Please contact us for more information about 1:1 treatment of ADHD through the lifespan.

Group Therapy for ADHD:

We are not running groups per se at this time, however all components listed below are available in individual therapy format.

Please note that individuals can form their own groups (up to four persons), share the cost of therapy, and help each other with the behavioral commitments needed.

In the future we will run groups again.  Our program has included 10 sessions and involved six to 12 persons. Formal ADHD diagnosis is not required.  The program is largely based on the published work of Stephen Safren and colleagures and Dr. Mary Solanto and colleagues  and has the following major components:

  1. understanding your ADHD Profile
  2. committing to the treatment and to improving functioning
  3. mindfulness, acceptance, and commitment to value-guided action as a foundation for CBT skills-training and implementation
  4. organizational systems
  5. time awareness and scheduling
  6. task shaping
  7. prioritizing and checklists
  8. activation and motivation issues
  9. planning and following through
  10. problem behaviors
  11. stress and emotions
  12. social contacts and maintaining relationships

Our program differs from Safren and Solanto programs in that it includes skills training components focusing on mindfulness, value-awareness, value-guided action, management of problematic impulses / behaviors, and managing emotions and stress from within an Acceptance and Commitment Therapy (ACT) framework.

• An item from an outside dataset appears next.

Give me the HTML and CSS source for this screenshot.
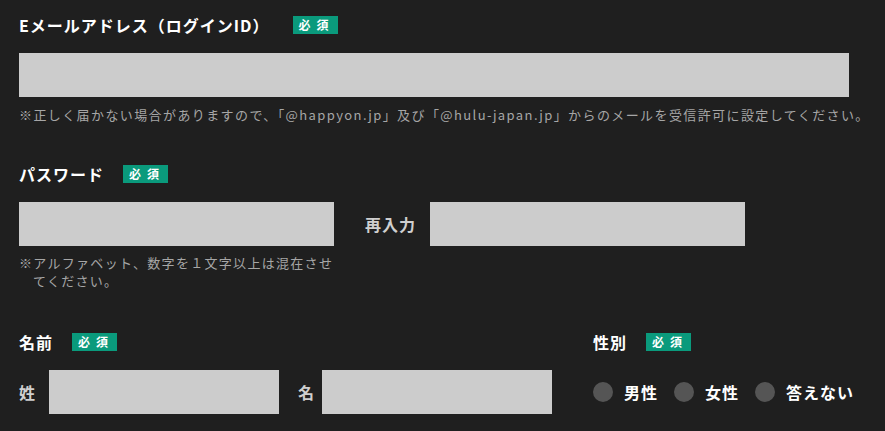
FILE: index.html
```html
<!DOCTYPE html>
<html lang="ja">
<head>
<meta charset="utf-8">
<title>会員登録</title>
<link rel="stylesheet" href="styles.css">
</head>
<body>
<main class="form">
  <section class="field field-email">
    <div class="field-head field-head-email">
      <span class="field-label">Eメールアドレス（ログインID）</span>
      <span class="badge">必須</span>
    </div>
    <input class="input input-wide" type="text">
    <p class="note">※正しく届かない場合がありますので、「@happyon.jp」及び「@hulu-japan.jp」からのメールを受信許可に設定してください。</p>
  </section>

  <section class="field field-password">
    <div class="field-head">
      <span class="field-label">パスワード</span>
      <span class="badge">必須</span>
    </div>
    <div class="pw-row">
      <div class="pw-col">
        <input class="input input-pw" type="password">
        <p class="note note-hang">※アルファベット、数字を１文字以上は混在させてください。</p>
      </div>
      <span class="sub-label reenter">再入力</span>
      <input class="input input-pw" type="password">
    </div>
  </section>

  <section class="row-bottom">
    <div class="field field-name">
      <div class="field-head">
        <span class="field-label">名前</span>
        <span class="badge">必須</span>
      </div>
      <div class="name-row">
        <span class="sub-label name-sei">姓</span>
        <input class="input input-name" type="text">
        <span class="sub-label name-mei">名</span>
        <input class="input input-name" type="text">
      </div>
    </div>
    <div class="field field-gender">
      <div class="field-head">
        <span class="field-label">性別</span>
        <span class="badge">必須</span>
      </div>
      <div class="radios">
        <label class="radio"><span class="radio-dot"></span><span class="radio-text">男性</span></label>
        <label class="radio"><span class="radio-dot"></span><span class="radio-text">女性</span></label>
        <label class="radio"><span class="radio-dot"></span><span class="radio-text">答えない</span></label>
      </div>
    </div>
  </section>
</main>
</body>
</html>
```
FILE: styles.css
```css
* { box-sizing: border-box; }
html, body {
  margin: 0;
  padding: 0;
  background: #1f1f1f;
}
body {
  font-family: "Noto Sans CJK JP", "Noto Sans", sans-serif;
  color: #ffffff;
  width: 885px;
  height: 431px;
  overflow: hidden;
}
.form {
  padding: 16px 19px 0;
}
.field-head {
  display: flex;
  align-items: center;
  height: 18px;
  gap: 19px;
}
.field-head-email {
  gap: 23px;
}
.field-label {
  font-size: 16px;
  font-weight: 700;
  letter-spacing: 1px;
  line-height: 18px;
  color: #ffffff;
  white-space: nowrap;
}
.badge {
  display: inline-block;
  flex: 0 0 45px;
  width: 45px;
  height: 18px;
  padding-left: 6px;
  background: #0a9a7c;
  color: #ffffff;
  font-size: 12px;
  font-weight: 700;
  letter-spacing: 6px;
  line-height: 18px;
}
.input {
  display: block;
  flex: 0 0 auto;
  height: 44px;
  margin: 0;
  padding: 0 10px;
  border: none;
  border-radius: 0;
  outline: none;
  background: #cccccc;
  font-family: inherit;
  font-size: 16px;
}
.input-wide {
  width: 830px;
  margin-top: 19px;
}
.note {
  margin: 9px 0 0;
  font-size: 13px;
  line-height: 18px;
  letter-spacing: 1.4px;
  color: #a6a6a6;
  white-space: nowrap;
}
.field-password {
  margin-top: 41px;
}
.pw-row {
  display: flex;
  align-items: flex-start;
  margin-top: 19px;
}
.pw-col {
  flex: 0 0 315px;
  width: 315px;
}
.input-pw {
  width: 315px;
}
.note-hang {
  margin-top: 8px;
  width: 323px;
  white-space: normal;
  letter-spacing: 1.3px;
  padding-left: 14px;
  text-indent: -14px;
}
.sub-label {
  font-size: 16px;
  font-weight: 700;
  letter-spacing: 1px;
  color: #cfcfcf;
  line-height: 44px;
  white-space: nowrap;
}
.reenter {
  margin-left: 31px;
  margin-right: 14px;
}
.row-bottom {
  display: flex;
  gap: 41px;
  margin-top: 43px;
}
.field-name {
  flex: 0 0 533px;
  width: 533px;
}
.field-gender {
  flex: 1 0 auto;
}
.name-row {
  display: flex;
  align-items: center;
  margin-top: 19px;
}
.name-sei {
  margin-right: 13px;
}
.name-mei {
  margin-left: 19px;
  margin-right: 7px;
}
.input-name {
  width: 230px;
}
.radios {
  display: flex;
  align-items: center;
  height: 44px;
  margin-top: 19px;
}
.radio {
  display: flex;
  align-items: center;
  flex: 0 0 auto;
  margin-right: 16px;
}
.radio-dot {
  flex: 0 0 20px;
  width: 20px;
  height: 20px;
  border-radius: 50%;
  background: #555555;
  margin-right: 11px;
}
.radio-text {
  font-size: 16px;
  font-weight: 700;
  letter-spacing: 1px;
  color: #ffffff;
  white-space: nowrap;
}
```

Empirical support for a combined CBT and Mindfulness-based approach:

Solanto and colleagues (2010) found that their program significantly reduced inattentive symptoms for a group of 88 adults diagnosed with ADHD. A greater proportion of persons receiving their program improved compared with a control group receiving supportive therapy.

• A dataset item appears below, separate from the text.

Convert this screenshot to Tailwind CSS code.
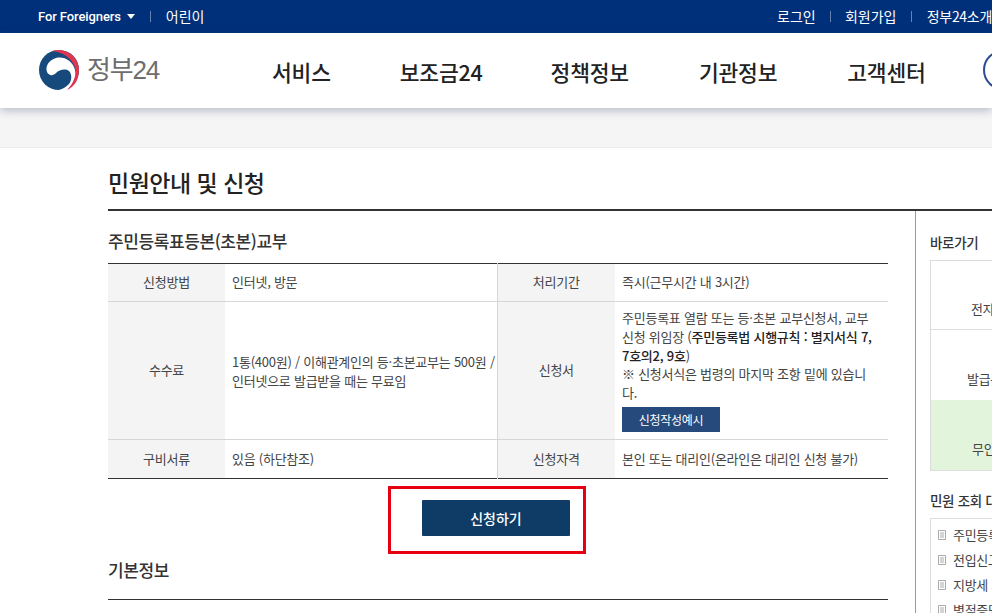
<!DOCTYPE html>
<html lang="ko">
<head>
    <meta charset="UTF-8">
    <title>정부24 민원안내 및 신청</title>
    <script src="https://cdn.jsdelivr.net/npm/@tailwindcss/browser@4"></script>
</head>
<body class="w-[992px] h-[613px] overflow-hidden bg-white text-[#333] font-['Noto_Sans_CJK_KR','Noto_Sans',sans-serif]">
    <!-- top bar -->
    <div class="h-[33px] bg-[#00307a] text-white flex items-center justify-between pl-[38px] text-[14px] whitespace-nowrap">
        <div class="flex items-center">
            <span class="text-[13px] font-medium font-['Roboto'] tracking-[-0.1px]">For Foreigners</span>
            <span class="ml-[6px] w-0 h-0 border-x-[4px] border-x-transparent border-t-[5px] border-t-white"></span>
            <span class="mx-[15px] w-px h-[11px] bg-white/40"></span>
            <span>어린이</span>
        </div>
        <div class="flex items-center w-[215px] shrink-0 overflow-hidden">
            <span>로그인</span>
            <span class="mx-[14.5px] w-px h-[11px] bg-white/40"></span>
            <span>회원가입</span>
            <span class="mx-[15px] w-px h-[11px] bg-white/40"></span>
            <span class="tracking-[-0.3px]">정부24소개</span>
        </div>
    </div>

    <!-- header -->
    <header class="relative z-10 h-[75px] bg-white flex items-center pl-[38px] shadow-[0_3px_8px_rgba(60,70,110,0.3)] whitespace-nowrap overflow-visible">
        <svg class="w-[42px] h-[42px] shrink-0 -mt-[2px]" viewBox="0 0 42 42">
            <circle cx="21" cy="21" r="20" fill="#174a7c"/>
            <path d="M32 42C38 36 39 28 37 21C35 12 26 7 18 9C11 11 7 17 9 23C11 27 15 27 18 24C21 21 27 19 31 22C34 25 34 31 31 35C28 38 25 40 21 41Z" fill="#fff"/>
            <path d="M14 2C28-2 41 8 41 21C41 31 36 38 29 41C34 36 38 29 37.5 21C36 11 26 3 14 2Z" fill="#e0354f"/>
        </svg>
        <span class="ml-[7px] w-[72px] -mt-[2px] text-[26px] leading-none font-['Liberation_Sans','Noto_Sans_CJK_KR',sans-serif] text-[#6e6e6e] tracking-[-1.2px] shrink-0">정부24</span>
        <nav class="ml-[113px] mt-[3px] flex items-center gap-[69px] text-[21.5px] font-medium text-[#222] tracking-[-0.2px] shrink-0">
            <span>서비스</span>
            <span>보조금24</span>
            <span class="-ml-[1px]">정책정보</span>
            <span class="ml-[1px]">기관정보</span>
            <span class="ml-[1px]">고객센터</span>
        </nav>
        <span class="ml-[57px] -mt-[1px] w-[40px] h-[40px] shrink-0 rounded-full border-[2px] border-[#2f4b8f]"></span>
    </header>

    <div class="h-[40px] bg-[#f5f5f6] border-b border-[#eeeeee]"></div>

    <!-- title -->
    <div class="pl-[108px] h-[61px]">
        <h1 class="pt-[17px] text-[23px] leading-[34px] font-medium text-[#222] tracking-[-0.5px] whitespace-nowrap">민원안내 및 신청</h1>
    </div>
    <div class="ml-[108px] h-[2px] bg-[#333]"></div>

    <div class="flex pl-[108px] items-stretch h-[403px]">
        <main class="w-[780px] shrink-0">
            <h2 class="pt-[17px] text-[17px] leading-[25px] font-medium text-[#333] tracking-[-0.4px]">주민등록표등본(초본)교부</h2>
            <table class="mt-[10px] w-[780px] table-fixed border-collapse border-t border-b border-[#333] text-[13px] leading-[18.7px] text-[#444] tracking-[-0.25px]">
                <colgroup>
                    <col class="w-[117px]"><col class="w-[272px]"><col class="w-[118px]"><col class="w-[273px]">
                </colgroup>
                <tr class="h-[38px] border-b border-[#d6d6d6]">
                    <th class="bg-[#f4f4f4] font-normal text-center">신청방법</th>
                    <td class="px-[7px]">인터넷, 방문</td>
                    <th class="bg-[#f4f4f4] font-normal text-center border-l border-[#d6d6d6]">처리기간</th>
                    <td class="px-[7px]">즉시(근무시간 내 3시간)</td>
                </tr>
                <tr class="h-[138px] border-b border-[#d6d6d6]">
                    <th class="bg-[#f4f4f4] font-normal text-center">수수료</th>
                    <td class="pl-[7px] pr-0 pt-[2px]">1통(400원) / 이해관계인의 등·초본교부는 500원 / 인터넷으로 발급받을 때는 무료임</td>
                    <th class="bg-[#f4f4f4] font-normal text-center border-l border-[#d6d6d6]">신청서</th>
                    <td class="pl-[7px] pr-[12px] py-[7px]">
                        주민등록표 열람 또는 등·초본 교부신청서, 교부 신청 위임장 (<b class="font-medium text-[#222]">주민등록법 시행규칙 : 별지서식 7, 7호의2, 9호</b>)<br>
                        ※ 신청서식은 법령의 마지막 조항 밑에 있습니다.
                        <span class="block mt-[4px] w-[98px] h-[25px] leading-[25px] bg-[#264a7c] text-white text-center text-[12px]">신청작성예시</span>
                    </td>
                </tr>
                <tr class="h-[39px]">
                    <th class="bg-[#f4f4f4] font-normal text-center">구비서류</th>
                    <td class="px-[7px]">있음 (하단참조)</td>
                    <th class="bg-[#f4f4f4] font-normal text-center border-l border-[#d6d6d6]">신청자격</th>
                    <td class="px-[7px]">본인 또는 대리인(온라인은 대리인 신청 불가)</td>
                </tr>
            </table>

            <div class="mt-[7px] ml-[280px] w-[198px] h-[68px] border-[3px] border-[#e60012] pt-[11px] pl-[31px]">
                <button class="block w-[148px] h-[36px] rounded-[1px] bg-[#0f3c66] text-white text-[14px] font-medium">신청하기</button>
            </div>

            <h2 class="pt-[3px] text-[17px] leading-[25px] font-medium text-[#333] tracking-[-0.4px]">기본정보</h2>
            <div class="mt-[17px] h-px bg-[#333]"></div>
        </main>

        <aside class="ml-[27px] w-[200px] shrink-0 border-l border-[#9a9a9a] pl-[14px] whitespace-nowrap">
            <h3 class="pt-[21px] text-[13.5px] leading-[20px] font-medium text-[#333] tracking-[-0.3px]">바로가기</h3>
            <div class="mt-[8px] w-[150px] border border-[#dcdcdc] text-[13px] text-[#444] tracking-[-0.3px]">
                <div class="h-[69px] pl-[40px] pt-[38px] leading-[20px] border-b border-[#dcdcdc]">전자문서</div>
                <div class="h-[70px] pl-[36px] pt-[39px] leading-[20px]">발급문서</div>
                <div class="h-[70px] pl-[41px] pt-[39px] leading-[20px] bg-[#e2f5dc]">무인민원</div>
            </div>
            <h3 class="mt-[19px] text-[13.5px] leading-[20px] font-medium text-[#333] tracking-[-0.3px]">민원 조회 대행</h3>
            <ul class="mt-[8px] w-[150px] border border-[#dcdcdc] pt-[3px] pl-[7px] text-[13px] leading-[25px] text-[#444] tracking-[-0.3px]">
                <li class="flex items-center gap-[7px]">
                    <svg class="w-[8px] h-[10px] shrink-0" viewBox="0 0 8 10" fill="none" stroke="#aaa"><path d="M.5.5h7v9h-7zM2 3h4M2 5h4M2 7h4"/></svg>주민등록
                </li>
                <li class="flex items-center gap-[7px]">
                    <svg class="w-[8px] h-[10px] shrink-0" viewBox="0 0 8 10" fill="none" stroke="#aaa"><path d="M.5.5h7v9h-7zM2 3h4M2 5h4M2 7h4"/></svg>전입신고
                </li>
                <li class="flex items-center gap-[7px]">
                    <svg class="w-[8px] h-[10px] shrink-0" viewBox="0 0 8 10" fill="none" stroke="#aaa"><path d="M.5.5h7v9h-7zM2 3h4M2 5h4M2 7h4"/></svg>지방세 세목
                </li>
                <li class="flex items-center gap-[7px]">
                    <svg class="w-[8px] h-[10px] shrink-0" viewBox="0 0 8 10" fill="none" stroke="#aaa"><path d="M.5.5h7v9h-7zM2 3h4M2 5h4M2 7h4"/></svg>병적증명
                </li>
            </ul>
        </aside>
    </div>
</body>
</html>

Problem behaviors, anxiety, depression, and difficulties regulating stress and emotions are often experienced by persons with ADHD, ACT has been evaluated for effectiveness in more than 50 controlled studies and shown to be effective in treating a variety of clinical problems including anxiety disorders, depression, emotion dysregulation and a variety of problem behaviors. The majority of controlled outcome studies show ACT to be more effective, or at least as effective, as the gold standard therapies to which it has been compared (Hayes et al, 2012).

1 Safren, SA et al (2005). Mastering Your Adult ADHD: A Cognitive-Behavioral Treatment Program Therapist Guide (Treatments That Work). New York: OUP

2 Solanto, MV (2011). Cognitive-Behavioral Therapy for adult ADHD. New York: Guildford Press.

3 Hayes, SC; Strosahl, KD; and Wilson, KD (2012). Acceptance and Commitment Therapy, 2nd Ed. New York: Guildford Press.

4 Solanto, MV et al. (2010). Efficacy of metacognitive therapy for adult ADHD: American Journal of Psychiatry, 168, pp. 958-968.

5 Able, SL; Johnston, JA; Adler, LA; and Swindle, RW (2007). Functional and psychosocial impairment in adults with undiagnosed ADHD.